▶ _Written exercise_
Give the listing again character for character, but drop the images.

▶ _Material provided_
□ □ □

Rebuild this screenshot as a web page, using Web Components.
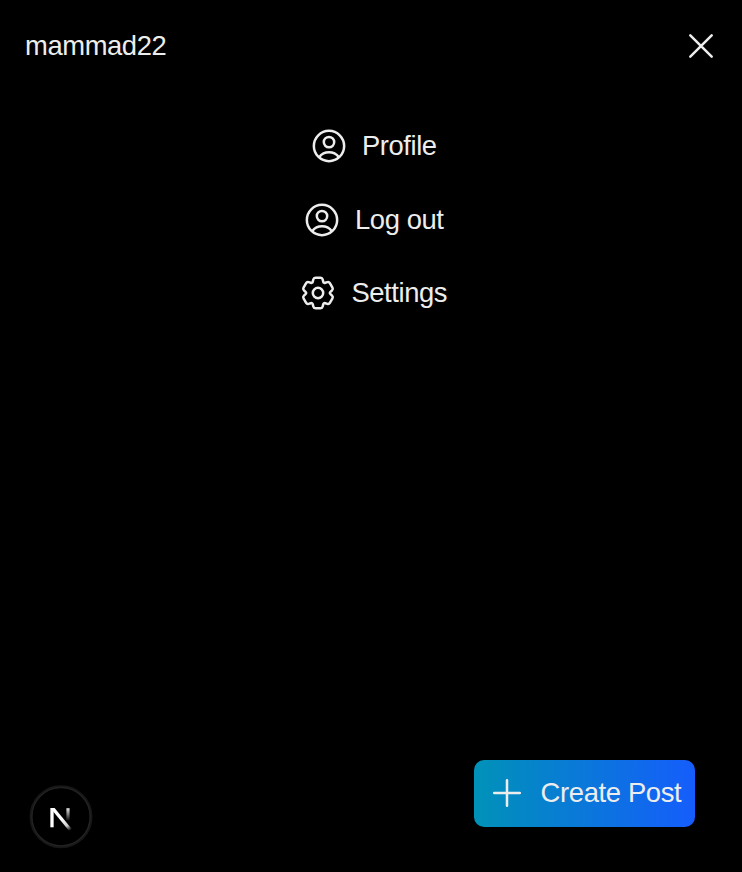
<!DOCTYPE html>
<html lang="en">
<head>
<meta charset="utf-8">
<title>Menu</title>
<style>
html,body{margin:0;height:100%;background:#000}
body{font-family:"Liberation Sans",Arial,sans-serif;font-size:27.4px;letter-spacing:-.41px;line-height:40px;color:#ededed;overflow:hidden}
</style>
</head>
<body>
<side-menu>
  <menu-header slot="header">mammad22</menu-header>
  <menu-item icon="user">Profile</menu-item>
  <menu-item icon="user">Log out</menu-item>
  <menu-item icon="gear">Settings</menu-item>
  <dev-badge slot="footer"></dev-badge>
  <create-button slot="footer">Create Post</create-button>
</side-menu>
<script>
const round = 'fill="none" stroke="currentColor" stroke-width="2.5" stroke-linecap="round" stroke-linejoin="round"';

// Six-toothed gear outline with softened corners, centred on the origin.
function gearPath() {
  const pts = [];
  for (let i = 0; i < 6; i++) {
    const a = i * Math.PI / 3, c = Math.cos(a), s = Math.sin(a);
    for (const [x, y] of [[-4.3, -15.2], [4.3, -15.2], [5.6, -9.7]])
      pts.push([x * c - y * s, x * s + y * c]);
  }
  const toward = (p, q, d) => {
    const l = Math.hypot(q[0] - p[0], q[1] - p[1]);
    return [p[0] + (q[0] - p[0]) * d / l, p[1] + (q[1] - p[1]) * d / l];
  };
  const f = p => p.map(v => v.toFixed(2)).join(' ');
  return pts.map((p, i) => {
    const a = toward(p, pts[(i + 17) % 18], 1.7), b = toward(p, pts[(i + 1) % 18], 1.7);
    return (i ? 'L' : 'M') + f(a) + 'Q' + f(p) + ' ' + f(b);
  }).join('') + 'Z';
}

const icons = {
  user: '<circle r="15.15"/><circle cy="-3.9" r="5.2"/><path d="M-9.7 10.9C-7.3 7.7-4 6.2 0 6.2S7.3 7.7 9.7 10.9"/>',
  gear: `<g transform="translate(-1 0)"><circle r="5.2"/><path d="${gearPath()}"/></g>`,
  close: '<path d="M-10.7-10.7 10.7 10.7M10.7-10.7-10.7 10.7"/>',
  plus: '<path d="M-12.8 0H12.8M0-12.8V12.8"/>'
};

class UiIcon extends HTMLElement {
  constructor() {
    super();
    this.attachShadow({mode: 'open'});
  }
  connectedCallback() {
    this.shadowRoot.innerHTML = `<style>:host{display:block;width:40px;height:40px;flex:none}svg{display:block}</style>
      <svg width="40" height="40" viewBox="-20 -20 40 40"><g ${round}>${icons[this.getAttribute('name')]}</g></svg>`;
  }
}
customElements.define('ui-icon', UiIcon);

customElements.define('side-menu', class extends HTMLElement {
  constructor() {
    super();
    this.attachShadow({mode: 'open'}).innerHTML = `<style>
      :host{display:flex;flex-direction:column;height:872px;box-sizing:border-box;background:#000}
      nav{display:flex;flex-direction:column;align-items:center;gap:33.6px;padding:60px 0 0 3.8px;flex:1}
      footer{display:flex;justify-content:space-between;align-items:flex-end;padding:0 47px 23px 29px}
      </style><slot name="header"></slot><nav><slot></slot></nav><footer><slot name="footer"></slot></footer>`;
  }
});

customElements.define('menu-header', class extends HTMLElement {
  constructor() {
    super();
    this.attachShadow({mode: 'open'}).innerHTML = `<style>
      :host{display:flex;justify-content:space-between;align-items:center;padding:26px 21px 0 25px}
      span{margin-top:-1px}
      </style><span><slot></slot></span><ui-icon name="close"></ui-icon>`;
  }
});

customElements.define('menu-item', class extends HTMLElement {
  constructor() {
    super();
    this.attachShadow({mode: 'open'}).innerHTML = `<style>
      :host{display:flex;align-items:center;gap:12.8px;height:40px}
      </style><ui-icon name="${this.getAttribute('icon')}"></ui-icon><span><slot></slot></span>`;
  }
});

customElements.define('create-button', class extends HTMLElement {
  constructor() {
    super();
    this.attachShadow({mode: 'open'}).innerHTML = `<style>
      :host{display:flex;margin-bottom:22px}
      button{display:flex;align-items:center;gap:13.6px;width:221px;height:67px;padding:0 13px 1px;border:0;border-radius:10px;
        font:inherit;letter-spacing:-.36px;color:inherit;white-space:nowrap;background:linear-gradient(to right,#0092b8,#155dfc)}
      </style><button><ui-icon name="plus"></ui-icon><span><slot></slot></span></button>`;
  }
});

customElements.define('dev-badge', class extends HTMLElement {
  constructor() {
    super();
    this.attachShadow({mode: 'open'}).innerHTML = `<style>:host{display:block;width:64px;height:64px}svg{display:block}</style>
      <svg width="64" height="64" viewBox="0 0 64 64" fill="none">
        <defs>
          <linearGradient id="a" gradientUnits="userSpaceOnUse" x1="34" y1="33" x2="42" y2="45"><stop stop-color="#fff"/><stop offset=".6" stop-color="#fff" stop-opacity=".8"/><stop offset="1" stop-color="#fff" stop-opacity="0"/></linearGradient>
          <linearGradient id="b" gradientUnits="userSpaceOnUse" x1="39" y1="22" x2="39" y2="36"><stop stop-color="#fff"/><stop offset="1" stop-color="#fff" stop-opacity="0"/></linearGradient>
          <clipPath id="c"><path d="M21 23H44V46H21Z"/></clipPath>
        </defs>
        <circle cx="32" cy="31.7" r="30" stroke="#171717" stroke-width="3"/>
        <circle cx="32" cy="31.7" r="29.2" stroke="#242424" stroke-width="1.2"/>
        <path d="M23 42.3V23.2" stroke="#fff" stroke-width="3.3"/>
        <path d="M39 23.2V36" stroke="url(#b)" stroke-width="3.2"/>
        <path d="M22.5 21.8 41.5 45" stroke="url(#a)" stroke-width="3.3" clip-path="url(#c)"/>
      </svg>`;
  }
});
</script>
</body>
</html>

□ □ □

▶ _Output for this exercise_
Rebuild this screenshot as a web page, using Web Components.
<!DOCTYPE html>
<html lang="en">
<head>
<meta charset="utf-8">
<title>Menu</title>
<style>
html,body{margin:0;height:100%;background:#000}
body{font-family:"Liberation Sans",Arial,sans-serif;font-size:27.4px;letter-spacing:-.41px;line-height:40px;color:#ededed;overflow:hidden}
</style>
</head>
<body>
<side-menu>
  <menu-header slot="header">mammad22</menu-header>
  <menu-item icon="user">Profile</menu-item>
  <menu-item icon="user">Log out</menu-item>
  <menu-item icon="gear">Settings</menu-item>
  <dev-badge slot="footer"></dev-badge>
  <create-button slot="footer">Create Post</create-button>
</side-menu>
<script>
const round = 'fill="none" stroke="currentColor" stroke-width="2.5" stroke-linecap="round" stroke-linejoin="round"';

// Six-toothed gear outline with softened corners, centred on the origin.
function gearPath() {
  const pts = [];
  for (let i = 0; i < 6; i++) {
    const a = i * Math.PI / 3, c = Math.cos(a), s = Math.sin(a);
    for (const [x, y] of [[-4.3, -15.2], [4.3, -15.2], [5.6, -9.7]])
      pts.push([x * c - y * s, x * s + y * c]);
  }
  const toward = (p, q, d) => {
    const l = Math.hypot(q[0] - p[0], q[1] - p[1]);
    return [p[0] + (q[0] - p[0]) * d / l, p[1] + (q[1] - p[1]) * d / l];
  };
  const f = p => p.map(v => v.toFixed(2)).join(' ');
  return pts.map((p, i) => {
    const a = toward(p, pts[(i + 17) % 18], 1.7), b = toward(p, pts[(i + 1) % 18], 1.7);
    return (i ? 'L' : 'M') + f(a) + 'Q' + f(p) + ' ' + f(b);
  }).join('') + 'Z';
}

const icons = {
  user: '<circle r="15.15"/><circle cy="-3.9" r="5.2"/><path d="M-9.7 10.9C-7.3 7.7-4 6.2 0 6.2S7.3 7.7 9.7 10.9"/>',
  gear: `<g transform="translate(-1 0)"><circle r="5.2"/><path d="${gearPath()}"/></g>`,
  close: '<path d="M-10.7-10.7 10.7 10.7M10.7-10.7-10.7 10.7"/>',
  plus: '<path d="M-12.8 0H12.8M0-12.8V12.8"/>'
};

class UiIcon extends HTMLElement {
  constructor() {
    super();
    this.attachShadow({mode: 'open'});
  }
  connectedCallback() {
    this.shadowRoot.innerHTML = `<style>:host{display:block;width:40px;height:40px;flex:none}svg{display:block}</style>
      <svg width="40" height="40" viewBox="-20 -20 40 40"><g ${round}>${icons[this.getAttribute('name')]}</g></svg>`;
  }
}
customElements.define('ui-icon', UiIcon);

customElements.define('side-menu', class extends HTMLElement {
  constructor() {
    super();
    this.attachShadow({mode: 'open'}).innerHTML = `<style>
      :host{display:flex;flex-direction:column;height:872px;box-sizing:border-box;background:#000}
      nav{display:flex;flex-direction:column;align-items:center;gap:33.6px;padding:60px 0 0 3.8px;flex:1}
      footer{display:flex;justify-content:space-between;align-items:flex-end;padding:0 47px 23px 29px}
      </style><slot name="header"></slot><nav><slot></slot></nav><footer><slot name="footer"></slot></footer>`;
  }
});

customElements.define('menu-header', class extends HTMLElement {
  constructor() {
    super();
    this.attachShadow({mode: 'open'}).innerHTML = `<style>
      :host{display:flex;justify-content:space-between;align-items:center;padding:26px 21px 0 25px}
      span{margin-top:-1px}
      </style><span><slot></slot></span><ui-icon name="close"></ui-icon>`;
  }
});

customElements.define('menu-item', class extends HTMLElement {
  constructor() {
    super();
    this.attachShadow({mode: 'open'}).innerHTML = `<style>
      :host{display:flex;align-items:center;gap:12.8px;height:40px}
      </style><ui-icon name="${this.getAttribute('icon')}"></ui-icon><span><slot></slot></span>`;
  }
});

customElements.define('create-button', class extends HTMLElement {
  constructor() {
    super();
    this.attachShadow({mode: 'open'}).innerHTML = `<style>
      :host{display:flex;margin-bottom:22px}
      button{display:flex;align-items:center;gap:13.6px;width:221px;height:67px;padding:0 13px 1px;border:0;border-radius:10px;
        font:inherit;letter-spacing:-.36px;color:inherit;white-space:nowrap;background:linear-gradient(to right,#0092b8,#155dfc)}
      </style><button><ui-icon name="plus"></ui-icon><span><slot></slot></span></button>`;
  }
});

customElements.define('dev-badge', class extends HTMLElement {
  constructor() {
    super();
    this.attachShadow({mode: 'open'}).innerHTML = `<style>:host{display:block;width:64px;height:64px}svg{display:block}</style>
      <svg width="64" height="64" viewBox="0 0 64 64" fill="none">
        <defs>
          <linearGradient id="a" gradientUnits="userSpaceOnUse" x1="34" y1="33" x2="42" y2="45"><stop stop-color="#fff"/><stop offset=".6" stop-color="#fff" stop-opacity=".8"/><stop offset="1" stop-color="#fff" stop-opacity="0"/></linearGradient>
          <linearGradient id="b" gradientUnits="userSpaceOnUse" x1="39" y1="22" x2="39" y2="36"><stop stop-color="#fff"/><stop offset="1" stop-color="#fff" stop-opacity="0"/></linearGradient>
          <clipPath id="c"><path d="M21 23H44V46H21Z"/></clipPath>
        </defs>
        <circle cx="32" cy="31.7" r="30" stroke="#171717" stroke-width="3"/>
        <circle cx="32" cy="31.7" r="29.2" stroke="#242424" stroke-width="1.2"/>
        <path d="M23 42.3V23.2" stroke="#fff" stroke-width="3.3"/>
        <path d="M39 23.2V36" stroke="url(#b)" stroke-width="3.2"/>
        <path d="M22.5 21.8 41.5 45" stroke="url(#a)" stroke-width="3.3" clip-path="url(#c)"/>
      </svg>`;
  }
});
</script>
</body>
</html>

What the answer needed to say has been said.